犯罪人引渡条約というものがあるが、日本は今のところ、米国と韓国との間でしか、これを締結できていない。死刑制度を廃止している国の官憲にとっては、死刑制度を維持している日本に殺人容疑者を引き渡すと、間接的に死刑に追いやる可能性ありとして、この条約を結ぶことを躊躇せざるを得ない。そういう事情があるのだ。





現に最近、20年近く前に人を殺し、南アフリカに逃げていた人物が、新型コロナ禍で生活が立ち行かなくなった(!)として日本大使館に出頭してきた。この件では、当人が日本で裁判を受けることを希望している、との理由で移送が実現したのだが、もしもそうでなかったら、かなり面倒なことになっていた可能性が高い。





第二次大戦後にヨーロッパ諸国の多くが死刑廃止に踏み切ったのは、意外に思われるかも知れないが、ナチスによるユダヤ人虐殺に対する反省からである。









▲写真 収容されていた男性、女性、子供から取り外された靴の数々(2004年12月8日撮影 ポーランド・アウシュビッツ強制収容所博物館) 出典:Scott Barbour/Getty Images





虐殺が法理論上どのように理解されるかというと、死刑制度が乱用されたのだ。





ナチスの論理によれば、ユダヤ人は「ドイツ国家の敵」なので、国家が国家の敵を死刑にしてなにが悪い、となる。もちろん死刑制度がむしろ一般的だった当時も、裁判抜きで多くの人を死刑にするなど、本来は認められることではなかった。乱用されたと述べたのは、つまりそうした意味だ。念のため補足しておくと、人道的な立場から死刑廃止を訴える声は19世紀から徐々に高まってきてはいたのだが、第二次大戦後、前述のような経緯で一挙に弾みがついたのである。





よい例が英国で、この国ではかつて、7歳の女の子が放火の罪で処刑されるなど、世界で最も頻繁に死刑判決が出される国であったが、まずは1823年に、反逆罪と殺人罪を除いて死刑判決を下さないことになり(英国は成文憲法を持たない国なので、判例がそのまま法律として機能する)、大戦後、1969年に死刑廃止が議会で可決された。最大の理由は、欧州人権条約を批准するためである。

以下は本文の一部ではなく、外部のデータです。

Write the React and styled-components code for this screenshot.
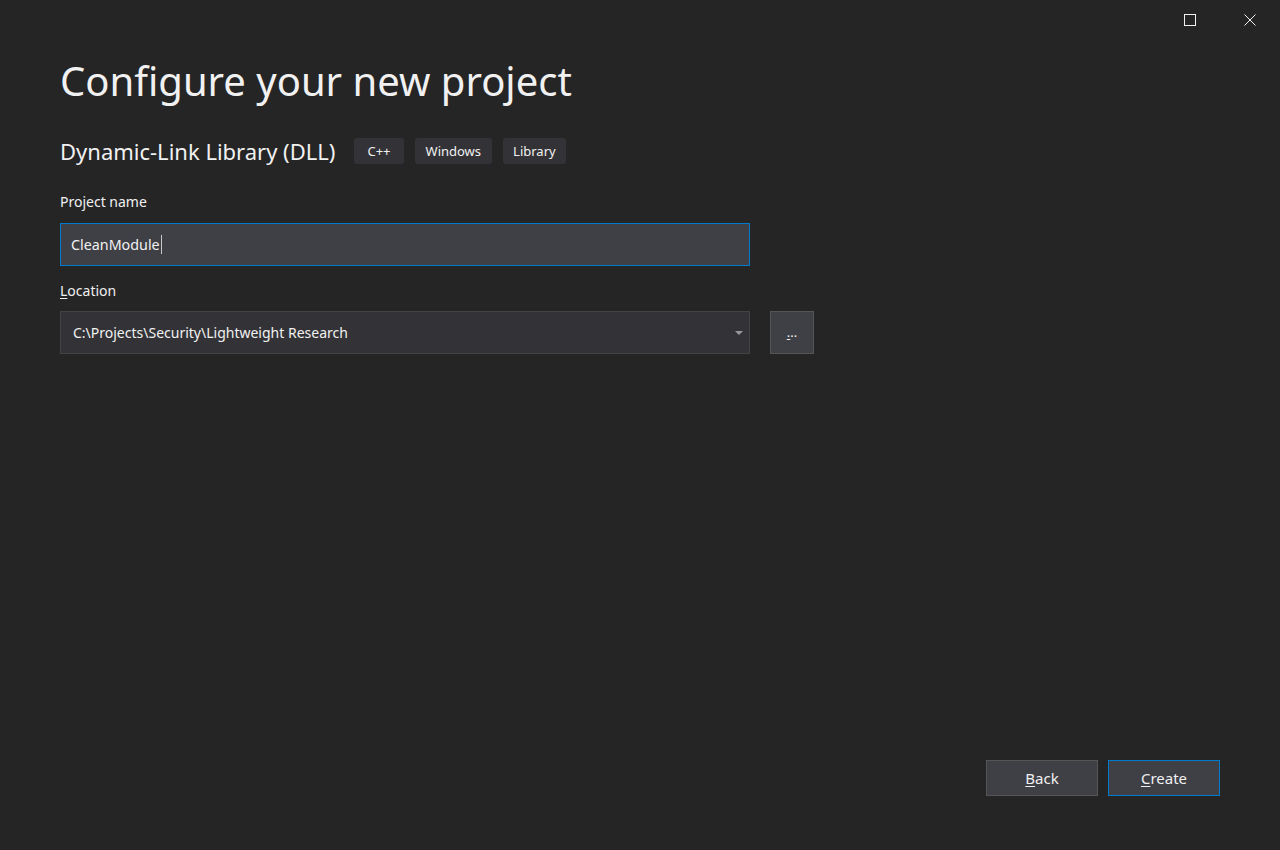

当時の世論調査によれば、英国民のおよそ80%は死刑存続を望んでいたが、時の政府(保守党ウィルソン政権)は国際的地位の向上を優先させたわけだ。ただし、反英テロが激化しつつあった北アイルランドでは、1998年まで死刑が存続していた。





 その後サッチャー政権時代に死刑復活論議(ロンドンなどでもテロリストの活動が活発化したため)も取り沙汰されたが、結局実現していない。





まだまだ書きつくせない問題ではあるのだが、無実の罪で死刑にされるような人が相次いで出るようだと、法の支配に対する信頼そのものが揺らぎかねない。この一点だけでも死刑廃止論の方が論理的にも倫理的にも優越していると私は考えるのだが、どうだろうか。